Second Life Adding Web to User Profiles

Christian of the Electric Sheep Company sends news that Linden Lab, makers of the virtual world of Second Life, will soon allow users to display Web pages in their in-world profiles. According to this blog post from one Linden developer, a new tab will soon be added to users’ profiles (as seen above) that will load from a URL field. “This feature should make it out sometime after this coming release, and to a public preview before then,” according to the post.
While it’s not Web on a prim (a feature that would allow multiple users to view the same Web page displayed on an object in the world itself), it would allow people to more easily perform Web-based functions from within Second Life. Cookies and password fields may not be supported (either at first or at all), so browsing will be limited in power, but one problem with SL at the moment is the task of disseminating information. Being able to load your profile with information is one kluge for this.
Probably more to the point will simply be the ability to open up to the rest of the virtual world. One feature that’s long been sought by users is an in-world blogging function. Now we have it (or we shortly will). Simply point your profile page at your Weblog, and the world can see what’s on your mind. This is where things really start to become interesting: Until now, avatars have been walking, talking, object-creating inter-actors; with Web on a profile, they’ll become walking, talking, object-creating, inter-acting sources of information. Blogs are arguably what made the Web come alive and helped show us the way toward the future of content creation and consumption; there’s no reason to believe they’ll be any less powerful in Second Life. Wild thought: hundreds or thousands of people each day click on the profile of Avatar X because she’s got the hottest blog in town. People want to bump into her so they can be mentioned in her blog, etc. That could happen now, of course, but having that blog be accessible within the world will give in-world interactions that much more weight. Now here’s hoping Web on a profile isn’t perpetually “two weeks away,” as Web on a prim has been for the past two years.

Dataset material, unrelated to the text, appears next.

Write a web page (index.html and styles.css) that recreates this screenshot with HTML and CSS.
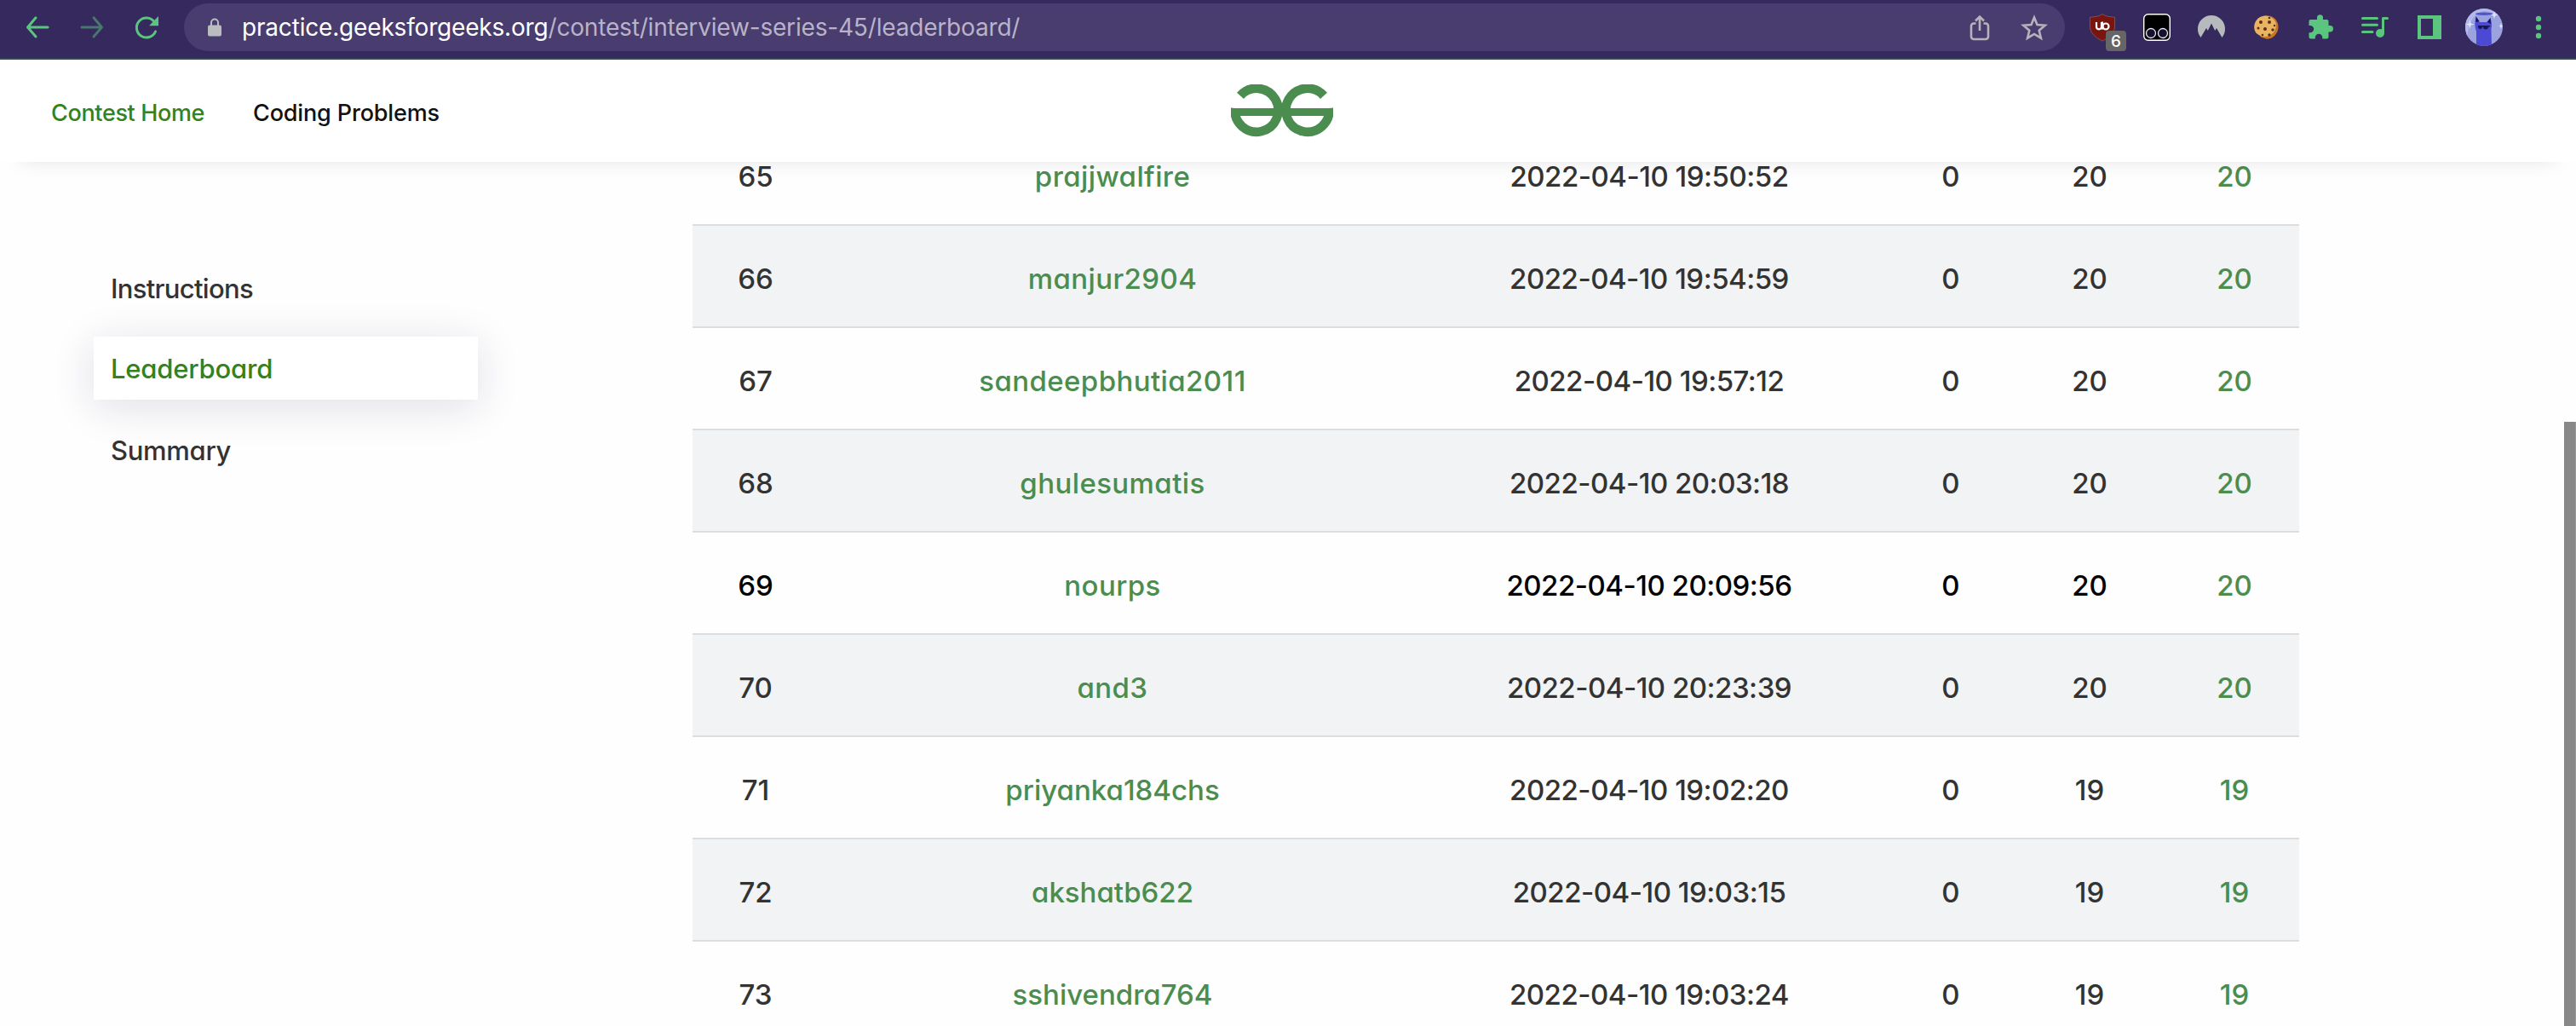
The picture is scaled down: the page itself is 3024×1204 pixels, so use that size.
FILE: index.html
```html
<!DOCTYPE html>
<html lang="en">
<head>
<meta charset="utf-8">
<title>Leaderboard</title>
<link rel="stylesheet" href="styles.css">
</head>
<body>
<div class="toolbar">
  <div class="group">
    <svg class="icon" viewBox="0 0 32 32"><path class="line" d="M28 16H5M14 4.800L4.500 16L14 27"/></svg>
    <svg class="icon dim" viewBox="0 0 32 32"><path class="line" d="M4 16H27M18 4.800L27.500 16L18 27"/></svg>
    <svg class="icon" viewBox="0 0 32 32"><path class="line" d="M25 9.500A11.500 11.500 0 1 0 26.500 21"/><path class="solid" d="M30 3V14.200H19z"/></svg>
  </div>
  <div class="address">
    <svg class="lock" viewBox="0 0 16 22"><path class="lock-arch" d="M4 9V5.500a4 4 0 0 1 8 0V9"/><rect x="0" y="8.500" width="16" height="13" rx="2"/></svg>
    <div class="url"><span class="host">practice.geeksforgeeks.org</span><span class="path">/contest/interview-series-45/leaderboard/</span></div>
    <div class="group">
      <svg class="icon pale" viewBox="0 0 32 32"><path class="thin" d="M11.500 11.500H9a3 3 0 0 0-3 3V27a3 3 0 0 0 3 3H23a3 3 0 0 0 3-3V14.500a3 3 0 0 0-3-3h-2.500M16 20V4M11 8.500L16 3.500l5 5"/></svg>
      <svg class="icon pale" viewBox="0 0 32 32"><path class="thin" d="M16 4.500l3.500 8.500 9.200.7-7 6 2.200 9L16 23.900 8.100 28.700l2.200-9-7-6 9.200-.7z"/></svg>
    </div>
  </div>
  <div class="group">
    <div class="shield">
      <svg class="icon" viewBox="0 0 32 32"><path d="M16 .5C13 3 7 4 1.500 4.200V15C1.500 23 8 28 16 32c8-4 14.500-9 14.500-17V4.200C25 4 19 3 16 .5z" fill="#79140f" stroke="#96716f" stroke-width=".6"/><path d="M9 10v5.300a3 3 0 0 0 6 0V10M16 9.500v9" fill="none" stroke="#fff" stroke-width="2.200"/><circle cx="20" cy="15" r="3.500" fill="none" stroke="#fff" stroke-width="2.200"/></svg>
      <span class="badge">6</span>
    </div>
    <svg class="icon" viewBox="0 0 32 32"><rect x=".7" y=".7" width="30.600" height="30.600" rx="5" fill="#000" stroke="#fff" stroke-width="1.400"/><circle cx="9" cy="23" r="5.500" fill="#17122c" stroke="#e8e4ff" stroke-width="1.300"/><circle cx="23" cy="23" r="5.500" fill="#17122c" stroke="#e8e4ff" stroke-width="1.300"/></svg>
    <svg class="icon" viewBox="0 0 32 32"><path d="M3.500 28A16 16 0 1 1 28.500 28L22 17l-1.800 3L16 11.500 11.800 20 10 17z" fill="#b7babd"/></svg>
    <svg class="icon" viewBox="0 0 32 32"><path d="M16 2.500a13.500 13.500 0 0 1 12 5 14 14 0 0 1-1 17.500q-4.500 5.500-11 4.500l-6-2-2-3-4-2a14 14 0 0 1 12-20z" fill="#c87824"/><path d="M15 2.500a13 13 0 0 1 12.500 8q1.500 5-2 11-5 6-12 5.500-8-1.500-10.500-7A13 13 0 0 1 15 2.500z" fill="#eab563"/><g fill="#593017"><circle cx="10" cy="10" r="2"/><circle cx="20" cy="10" r="2"/><circle cx="15" cy="18" r="2"/><circle cx="24" cy="19" r="1.700"/><circle cx="7" cy="17" r="1.500"/><circle cx="20" cy="25" r="1.700"/><circle cx="20" cy="5" r="1.300"/><circle cx="26" cy="14" r="1.200"/><circle cx="12" cy="25" r="1.300"/></g></svg>
    <svg class="icon" viewBox="0 0 32 32"><path class="solid" d="M4.500 7H12V4.800a3.500 3.500 0 0 1 7 0V7h4.500a2 2 0 0 1 2 2v5h1.800a3.700 3.700 0 0 1 0 7.400H25.500V27a2.500 2.500 0 0 1-2.500 2.500H18.300V28a4.200 4.200 0 0 0-8.400 0v1.500H5A2.500 2.500 0 0 1 2.500 27V22.300H4a4.200 4.200 0 0 0 0-8.400H2.500V9a2 2 0 0 1 2-2z"/></svg>
    <svg class="icon" viewBox="0 0 32 32"><path class="line" d="M1.500 5.500H18.500M1.500 13.300H18.500M1.500 21.500H13"/><path class="line" d="M25.500 23V5.500H30.500"/><circle class="solid" cx="22" cy="23" r="5"/></svg>
    <svg class="icon" viewBox="0 0 32 32"><path class="solid" fill-rule="evenodd" d="M2 2H30V30H2zM6 6V26H20V6z"/></svg>
    <svg class="avatar" viewBox="0 0 44 44"><defs><clipPath id="face"><circle cx="22" cy="22" r="22"/></clipPath></defs><g clip-path="url(#face)"><rect width="44" height="44" fill="#9ba3df"/><path d="M0 0H44V12Q31 3 22 3T5 18L0 44z" fill="#b4b9ea"/><ellipse cx="22" cy="6.300" rx="10" ry="1.700" fill="#5552cf"/><path d="M13 44V27Q10 20 12.500 10L17 16H25L29.500 11Q32 18 30.500 24L31 44z" fill="#4c4ad5"/><path d="M12.500 9v7l4-1zM29.500 11l.5 7-4-2zM15 20h14v1.500h-2q0 3-3 3t-3-3h-1q0 2.500-2.500 2.500T15 21z" fill="#17164f"/><path d="M5.500 13l1 4.500 4 1-4 1-1 4.500-1-4.500-4-1 4-1zM34 3l1 3.500 3 1-3 1-1 3.500-1-3.500-3-1 3-1zM42 17l1 3 2 .5-2 .5-1 3-1-3-2-.5 2-.5z" fill="#e3e6ff"/></g></svg>
    <svg class="icon" viewBox="0 0 32 32"><circle class="solid" cx="16" cy="6" r="3.200"/><circle class="solid" cx="16" cy="16" r="3.200"/><circle class="solid" cx="16" cy="26" r="3.200"/></svg>
  </div>
</div>
<header class="header">
  <nav class="nav"><a class="nav-link active">Contest Home</a><a class="nav-link problems">Coding Problems</a></nav>
  <svg class="logo" viewBox="0 0 360 186"><g class="logo-stroke"><path d="M327 40A76.500 76.500 0 1 0 346 84"/><path d="M33 40A76.500 76.500 0 1 1 14 84"/></g><path class="logo-bar" d="M0 84H360V111H0z"/></svg>
</header>
<main class="page">
  <aside class="side">
    <a class="side-link first">Instructions</a>
    <a class="side-link current">Leaderboard</a>
    <a class="side-link">Summary</a>
  </aside>
  <table class="board">
    <colgroup><col class="c-rank"><col class="c-name"><col class="c-date"><col class="c-zero"><col class="c-score"><col class="c-total"></colgroup>
    <tbody>
    <tr><td>65</td><td class="green name">prajjwalfire</td><td class="date">2022-04-10 19:50:52</td><td>0</td><td>20</td><td class="green">20</td></tr>
    <tr><td>66</td><td class="green name">manjur2904</td><td class="date">2022-04-10 19:54:59</td><td>0</td><td>20</td><td class="green">20</td></tr>
    <tr><td>67</td><td class="green name">sandeepbhutia2011</td><td class="date">2022-04-10 19:57:12</td><td>0</td><td>20</td><td class="green">20</td></tr>
    <tr><td>68</td><td class="green name">ghulesumatis</td><td class="date">2022-04-10 20:03:18</td><td>0</td><td>20</td><td class="green">20</td></tr>
    <tr class="me"><td>69</td><td class="green name">nourps</td><td class="date">2022-04-10 20:09:56</td><td>0</td><td>20</td><td class="green">20</td></tr>
    <tr><td>70</td><td class="green name">and3</td><td class="date">2022-04-10 20:23:39</td><td>0</td><td>20</td><td class="green">20</td></tr>
    <tr><td>71</td><td class="green">priyanka184chs</td><td class="date">2022-04-10 19:02:20</td><td>0</td><td>19</td><td class="green">19</td></tr>
    <tr><td>72</td><td class="green">akshatb622</td><td class="date">2022-04-10 19:03:15</td><td>0</td><td>19</td><td class="green">19</td></tr>
    <tr><td>73</td><td class="green">sshivendra764</td><td class="date">2022-04-10 19:03:24</td><td>0</td><td>19</td><td class="green">19</td></tr>
    </tbody>
  </table>
  <div class="scrollbar"></div>
</main>
</body>
</html>
```
FILE: styles.css
```css
* { box-sizing: border-box; }
body {
  margin: 0;
  height: 1204px;
  display: flex;
  flex-direction: column;
  overflow: hidden;
  background: #fefefe;
  color: #333;
  font-family: Inter, "Liberation Sans", sans-serif;
  font-weight: 500;
  font-feature-settings: "cv11";
}

/* browser toolbar */
.toolbar {
  flex: none;
  height: 70px;
  padding: 4px 28px 8px;
  display: flex;
  gap: 28px;
  align-items: center;
  background: #35295d;
  border-bottom: 2px solid #33475f;
}
.group { display: flex; gap: 32px; align-items: center; }
.icon { width: 32px; height: 32px; display: block; overflow: visible; }
.line { fill: none; stroke: #5bc57f; stroke-width: 3; stroke-linecap: round; stroke-linejoin: round; }
.solid { fill: #5bc57f; }
.dim { opacity: .5; }
.pale { opacity: .95; }
.thin { fill: none; stroke: #bcb9bf; stroke-width: 2.600; }
.address {
  flex: 1;
  height: 56px;
  padding: 0 20px 0 28px;
  border-radius: 28px;
  display: flex;
  align-items: center;
  background: #493c6e;
}
.lock { width: 16px; height: 22px; fill: #b9bdc0; }
.lock-arch { fill: none; stroke: #b9bdc0; stroke-width: 2; }
.url {
  flex: 1;
  margin-left: 24px;
  font-size: 28px;
  line-height: 40px;
  font-weight: 400;
  font-feature-settings: normal;
  letter-spacing: -.18px;
}
.host { color: #fff; }
.path { color: #b9b3c8; }
.shield { position: relative; }
.badge {
  position: absolute;
  left: 20px;
  top: 20px;
  width: 24px;
  height: 24px;
  border-radius: 4px;
  background: #666;
  color: #fff;
  font-size: 19px;
  line-height: 26px;
  text-align: center;
}
.avatar { width: 44px; height: 44px; margin: 0 -6px; }

/* site header */
.header {
  position: relative;
  z-index: 1;
  flex: none;
  height: 120px;
  display: flex;
  align-items: center;
  background: #fff;
  box-shadow: 0 24px 20px -24px rgba(0, 0, 0, .1);
}
.nav {
  width: 1445px;
  padding: 6px 0 0 60px;
  display: flex;
  font-size: 27px;
  line-height: 36px;
  letter-spacing: -.15px;
}
.nav-link { width: 237px; white-space: nowrap; color: #111; }
.nav-link.active { color: #34821a; letter-spacing: -.35px; }
.logo { width: 120px; height: 62px; }
.logo-stroke { fill: none; stroke: #4b8d4f; stroke-width: 32; }
.logo-bar { fill: #4b8d4f; }

/* page body */
.page { flex: 1; min-height: 0; display: flex; align-items: flex-start; overflow: hidden; }
.side { width: 813px; padding: 110px 0 0 110px; display: flex; flex-direction: column; gap: 21px; }
.side-link {
  width: 451px;
  height: 74px;
  padding: 2px 0 0 20px;
  font-size: 31px;
  line-height: 74px;
  letter-spacing: -.3px;
}
.side-link.first { letter-spacing: -.7px; }
.side-link.current {
  padding-top: 1px;
  letter-spacing: -.2px;
  color: #34821a;
  background: #fff;
  box-shadow: 0 8px 50px rgba(25, 25, 90, .14);
}

.board {
  width: 1886px;
  margin-top: -47px;
  table-layout: fixed;
  border-collapse: separate;
  border-spacing: 0;
  font-size: 33px;
  line-height: 40px;
}
.board td {
  height: 120px;
  padding: 5px 0 0;
  border-top: 2px solid #dcddde;
  text-align: center;
}
.board tr:nth-child(even) { background: #f1f3f5; }
.board .green { color: #4b8d4f; }
.board .name { letter-spacing: .4px; }
.board .date { letter-spacing: -.5px; }
.me { color: #000; }
.c-rank { width: 148px; }
.c-name { width: 690px; }
.c-date { width: 570px; }
.c-zero { width: 138px; }
.c-score { width: 188px; }
.c-total { width: 152px; }

.scrollbar { width: 14px; height: 709px; margin: 305px 0 0 auto; background: #888; border-right: 1px solid #999; }
```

The Slow 2D-to-3D Convergence of Second Life…
Second Life users have been itching for the expected seamless integration of the 2D internet with their 3D virtual world, but I’d venture it’s taking much longer than many expected. So far there has been discussion by Linden Lab (see earli…
I did discuss this idea in my blog on December 11, 2005
http://secondthoughts.typepad.com/second_thoughts/2005/12/2006_the_year_o.html
I’m just now noticing the “ratings” portion. Does this mean ratings will be back?
If this feature is as laggy and wonky as F1 is in the client, it won’t get much use. F1 is a show-stopper, it grinds you to an utter halt.
This is enormous news, in my opinion.
>> I’m just now noticing the “ratings” portion. Does this mean ratings will be back?
Part of MySpace. And has no effect on stipends. And is run by an independent company.
But, yeah, Prok, lots of us talked about in-world profiles for ages. I’m glad you were one of the ones who saw the potential and endorsed it.
Yeah. There were people - including me… though I’ve discovered that my threads tend to get disappeared by LL so I’m not going to bother hunting for the one on which I said this: why doesn’t LL have their own MySpace-style social system where residents could set up their own pages and whatnot? From there the integration might have been much tighter.
Most recently I wondered why LL/SL doesn’t integrate with something like Threadless. It’s experiencing some of the same “lost sense of community” that comes with success and I would anticipate that just like SL it will fragment into communities. Those could be aligned. And if there’s one thing SL residents seem to do with enthusiasm is design t-shirts.
There are a lot of simple bits of mendy enhancements which appear as “hacks” at first but are quite bridgey and useful as stepping stones — fishing for features is what I call it, because once you dangle something like a webpage-in-profile, it opens it up to all sorts of great ideas and comments about where it can be taken next. So I’m very much excited about the work Kelly’s done, and is doing.
Another op. I haven’t heard mentioned a lot is a simple weblink button from an inworld Classified to boost its usefulness — perhaps to expanded info about a product, or pointing it to a SL company’s home page, etc. But of course now that we have this, some will ask for replacing static textures in those Classified ads with HTML details!
I’m not understanding — this thingie merely takes you to MySpace where you’ll be required to register and make a MySpace and rate on it over there?
Or will it be an internal SL thing where the ratings are only inside SL, so to speak.
But, yeah, Prok, lots of us talked about in-world profiles for ages. I’m glad you were one of the ones who saw the potential and endorsed it.
What I did is not “think up the idea of having web profiles”. I merely noticed in December 2005 that Lindens had already created something called “publish to web” as a check-off box on the avatar profile. They never said why they put it on there, I figured they were “up to something”.
I noted that people already decorated their avatar profiles with pictures and links and such.
And I blogged it as certifying that the phenomenon of the avatar would now “arrive” and it would be “the year of the avatar”. So I feel I did first coin and use the phrase “year of the avatar”. A little thing, that, but simply worth establishing.
So yeah, you all talked about it because you’re all special and can program it! I merely chronicled it first *shrugs*.